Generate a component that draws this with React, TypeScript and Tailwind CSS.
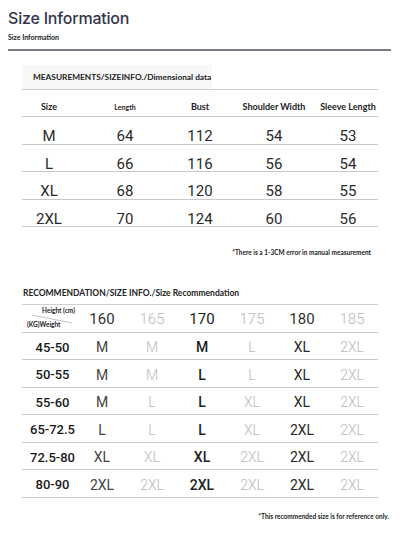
import React from "react";

const measurements = [
  { size: "M", length: "64", bust: "112", shoulder: "54", sleeve: "53" },
  { size: "L", length: "66", bust: "116", shoulder: "56", sleeve: "54" },
  { size: "XL", length: "68", bust: "120", shoulder: "58", sleeve: "55" },
  { size: "2XL", length: "70", bust: "124", shoulder: "60", sleeve: "56" },
];

const heights = ["160", "165", "170", "175", "180", "185"];

const recommendations = [
  { weight: "45-50", sizes: ["M", "M", "M", "L", "XL", "2XL"] },
  { weight: "50-55", sizes: ["M", "M", "L", "L", "XL", "2XL"] },
  { weight: "55-60", sizes: ["M", "L", "L", "XL", "XL", "2XL"] },
  { weight: "65-72.5", sizes: ["L", "L", "L", "XL", "2XL", "2XL"] },
  { weight: "72.5-80", sizes: ["XL", "XL", "XL", "2XL", "2XL", "2XL"] },
  { weight: "80-90", sizes: ["2XL", "2XL", "2XL", "2XL", "2XL", "2XL"] },
];

// column look for the recommendation table: dark / light / bold-dark
const colTone = [
  "text-[#444] font-normal",
  "text-[#b9b9b9] font-light",
  "text-[#1f1f1f] font-medium",
  "text-[#b9b9b9] font-light",
  "text-[#2a2a2a] font-normal",
  "text-[#b9b9b9] font-light",
];

const headTone = [
  "text-[#333] font-normal",
  "text-[#b9b9b9] font-light",
  "text-[#222] font-normal",
  "text-[#b9b9b9] font-light",
  "text-[#333] font-normal",
  "text-[#b9b9b9] font-light",
];

const label = "font-['Lato','Liberation_Sans',sans-serif]";
const num = "font-['Roboto','Liberation_Sans',sans-serif]";

const Cell = ({ children, className = "" }: { children: React.ReactNode; className?: string }) => (
  <div className={`flex items-center justify-center whitespace-nowrap ${className}`}>{children}</div>
);

const App = () => {
  return (
    <div className="w-[400px] h-[535px] bg-white overflow-hidden">
      {/* header */}
      <div className="px-2 pt-[7px]">
        <h1 className="font-['Inter',sans-serif] text-[16px] leading-[22px] font-medium text-[#33344a] tracking-[-0.2px]">
          Size Information
        </h1>
        <p className={`${label} text-[7px] font-bold text-[#222] mt-[3px] leading-[10px]`}>Size Information</p>
        <div className="h-[2px] bg-[#7b7b87] mt-[7px] mr-[1px]" />
      </div>

      {/* measurements */}
      <div className="ml-[22px] w-[356px] mt-[14px]">
        <div className="w-[190px] h-[24px] bg-[#f7f7f7] flex items-center pl-[11px]">
          <span className={`${label} text-[8.3px] font-bold text-[#222]`}>
            MEASUREMENTS/SIZEINFO./Dimensional data
          </span>
        </div>
        <div className="h-[1px] bg-[#cfcfcf]" />
        <div className={`grid grid-cols-[54px_98px_52px_96px_52px] h-[27px] pt-[8px] border-b border-[#c9c9c9] ${label} font-bold text-[#222]`}>
          <Cell className="text-[9px]">Size</Cell>
          <Cell className="text-[7px]">Length</Cell>
          <Cell className="text-[9px]">Bust</Cell>
          <Cell className="text-[9px]">Shoulder Width</Cell>
          <Cell className="text-[9px]">Sleeve Length</Cell>
        </div>
        {measurements.map((m) => (
          <div
            key={m.size}
            className={`grid grid-cols-[54px_98px_52px_96px_52px] h-[27.5px] pt-[8px] border-b border-[#c9c9c9] ${num} text-[15px] text-[#2a2a2a]`}
          >
            <Cell>{m.size}</Cell>
            <Cell>{m.length}</Cell>
            <Cell>{m.bust}</Cell>
            <Cell>{m.shoulder}</Cell>
            <Cell>{m.sleeve}</Cell>
          </div>
        ))}
        <p className={`${label} text-[6.5px] font-bold text-[#222] text-right pr-[7px] mt-[21px]`}>
          *There is a 1-3CM error in manual measurement
        </p>
      </div>

      {/* recommendation */}
      <div className="ml-[22px] w-[356px] mt-[29px]">
        <p className={`${label} text-[8.5px] font-bold text-[#222] pl-[1px] leading-[12px]`}>
          RECOMMENDATION/SIZE INFO./Size Recommendation
        </p>
        <div className="h-[1px] bg-[#cfcfcf] mt-[5px]" />
        <div className="grid grid-cols-[55px_repeat(6,50px)] h-[28px] border-b border-[#c9c9c9]">
          <div className="relative">
            <span className={`absolute left-[20px] top-[1px] ${label} text-[6.5px] font-bold text-[#222]`}>Height (cm)</span>
            <svg className="absolute left-[10px] top-[9px]" width="40" height="10" viewBox="0 0 40 10">
              <line x1="0" y1="1" x2="40" y2="9" stroke="#9a9a9a" strokeWidth="0.6" />
            </svg>
            <span className={`absolute left-[5px] top-[15px] ${label} text-[6.5px] font-bold text-[#222]`}>(KG)Weight</span>
          </div>
          {heights.map((h, i) => (
            <Cell key={h} className={`${num} text-[15px] pt-[2px] ${headTone[i]}`}>
              {h}
            </Cell>
          ))}
        </div>
        {recommendations.map((r) => (
          <div
            key={r.weight}
            className="grid grid-cols-[55px_repeat(6,50px)] h-[27.5px] pt-[3px] border-b border-[#c9c9c9]"
          >
            <Cell className={`${num} text-[13px] font-medium text-[#1a1a1a] pl-[6px]`}>{r.weight}</Cell>
            {r.sizes.map((s, i) => (
              <Cell key={i} className={`${num} text-[14px] ${colTone[i]}`}>
                {s}
              </Cell>
            ))}
          </div>
        ))}
        <p className={`${label} text-[6.5px] font-bold text-[#222] text-right mr-[-11px] mt-[14px]`}>
          *This recommended size is for reference only.
        </p>
      </div>
    </div>
  );
};

export default App;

§ **PROBLEM DETAILS**
Copy the whole of the material above exactly, but not its images.

§ **COMPLETE OUTPUT**
Generate a component that draws this with React, TypeScript and Tailwind CSS.
import React from "react";

const measurements = [
  { size: "M", length: "64", bust: "112", shoulder: "54", sleeve: "53" },
  { size: "L", length: "66", bust: "116", shoulder: "56", sleeve: "54" },
  { size: "XL", length: "68", bust: "120", shoulder: "58", sleeve: "55" },
  { size: "2XL", length: "70", bust: "124", shoulder: "60", sleeve: "56" },
];

const heights = ["160", "165", "170", "175", "180", "185"];

const recommendations = [
  { weight: "45-50", sizes: ["M", "M", "M", "L", "XL", "2XL"] },
  { weight: "50-55", sizes: ["M", "M", "L", "L", "XL", "2XL"] },
  { weight: "55-60", sizes: ["M", "L", "L", "XL", "XL", "2XL"] },
  { weight: "65-72.5", sizes: ["L", "L", "L", "XL", "2XL", "2XL"] },
  { weight: "72.5-80", sizes: ["XL", "XL", "XL", "2XL", "2XL", "2XL"] },
  { weight: "80-90", sizes: ["2XL", "2XL", "2XL", "2XL", "2XL", "2XL"] },
];

// column look for the recommendation table: dark / light / bold-dark
const colTone = [
  "text-[#444] font-normal",
  "text-[#b9b9b9] font-light",
  "text-[#1f1f1f] font-medium",
  "text-[#b9b9b9] font-light",
  "text-[#2a2a2a] font-normal",
  "text-[#b9b9b9] font-light",
];

const headTone = [
  "text-[#333] font-normal",
  "text-[#b9b9b9] font-light",
  "text-[#222] font-normal",
  "text-[#b9b9b9] font-light",
  "text-[#333] font-normal",
  "text-[#b9b9b9] font-light",
];

const label = "font-['Lato','Liberation_Sans',sans-serif]";
const num = "font-['Roboto','Liberation_Sans',sans-serif]";

const Cell = ({ children, className = "" }: { children: React.ReactNode; className?: string }) => (
  <div className={`flex items-center justify-center whitespace-nowrap ${className}`}>{children}</div>
);

const App = () => {
  return (
    <div className="w-[400px] h-[535px] bg-white overflow-hidden">
      {/* header */}
      <div className="px-2 pt-[7px]">
        <h1 className="font-['Inter',sans-serif] text-[16px] leading-[22px] font-medium text-[#33344a] tracking-[-0.2px]">
          Size Information
        </h1>
        <p className={`${label} text-[7px] font-bold text-[#222] mt-[3px] leading-[10px]`}>Size Information</p>
        <div className="h-[2px] bg-[#7b7b87] mt-[7px] mr-[1px]" />
      </div>

      {/* measurements */}
      <div className="ml-[22px] w-[356px] mt-[14px]">
        <div className="w-[190px] h-[24px] bg-[#f7f7f7] flex items-center pl-[11px]">
          <span className={`${label} text-[8.3px] font-bold text-[#222]`}>
            MEASUREMENTS/SIZEINFO./Dimensional data
          </span>
        </div>
        <div className="h-[1px] bg-[#cfcfcf]" />
        <div className={`grid grid-cols-[54px_98px_52px_96px_52px] h-[27px] pt-[8px] border-b border-[#c9c9c9] ${label} font-bold text-[#222]`}>
          <Cell className="text-[9px]">Size</Cell>
          <Cell className="text-[7px]">Length</Cell>
          <Cell className="text-[9px]">Bust</Cell>
          <Cell className="text-[9px]">Shoulder Width</Cell>
          <Cell className="text-[9px]">Sleeve Length</Cell>
        </div>
        {measurements.map((m) => (
          <div
            key={m.size}
            className={`grid grid-cols-[54px_98px_52px_96px_52px] h-[27.5px] pt-[8px] border-b border-[#c9c9c9] ${num} text-[15px] text-[#2a2a2a]`}
          >
            <Cell>{m.size}</Cell>
            <Cell>{m.length}</Cell>
            <Cell>{m.bust}</Cell>
            <Cell>{m.shoulder}</Cell>
            <Cell>{m.sleeve}</Cell>
          </div>
        ))}
        <p className={`${label} text-[6.5px] font-bold text-[#222] text-right pr-[7px] mt-[21px]`}>
          *There is a 1-3CM error in manual measurement
        </p>
      </div>

      {/* recommendation */}
      <div className="ml-[22px] w-[356px] mt-[29px]">
        <p className={`${label} text-[8.5px] font-bold text-[#222] pl-[1px] leading-[12px]`}>
          RECOMMENDATION/SIZE INFO./Size Recommendation
        </p>
        <div className="h-[1px] bg-[#cfcfcf] mt-[5px]" />
        <div className="grid grid-cols-[55px_repeat(6,50px)] h-[28px] border-b border-[#c9c9c9]">
          <div className="relative">
            <span className={`absolute left-[20px] top-[1px] ${label} text-[6.5px] font-bold text-[#222]`}>Height (cm)</span>
            <svg className="absolute left-[10px] top-[9px]" width="40" height="10" viewBox="0 0 40 10">
              <line x1="0" y1="1" x2="40" y2="9" stroke="#9a9a9a" strokeWidth="0.6" />
            </svg>
            <span className={`absolute left-[5px] top-[15px] ${label} text-[6.5px] font-bold text-[#222]`}>(KG)Weight</span>
          </div>
          {heights.map((h, i) => (
            <Cell key={h} className={`${num} text-[15px] pt-[2px] ${headTone[i]}`}>
              {h}
            </Cell>
          ))}
        </div>
        {recommendations.map((r) => (
          <div
            key={r.weight}
            className="grid grid-cols-[55px_repeat(6,50px)] h-[27.5px] pt-[3px] border-b border-[#c9c9c9]"
          >
            <Cell className={`${num} text-[13px] font-medium text-[#1a1a1a] pl-[6px]`}>{r.weight}</Cell>
            {r.sizes.map((s, i) => (
              <Cell key={i} className={`${num} text-[14px] ${colTone[i]}`}>
                {s}
              </Cell>
            ))}
          </div>
        ))}
        <p className={`${label} text-[6.5px] font-bold text-[#222] text-right mr-[-11px] mt-[14px]`}>
          *This recommended size is for reference only.
        </p>
      </div>
    </div>
  );
};

export default App;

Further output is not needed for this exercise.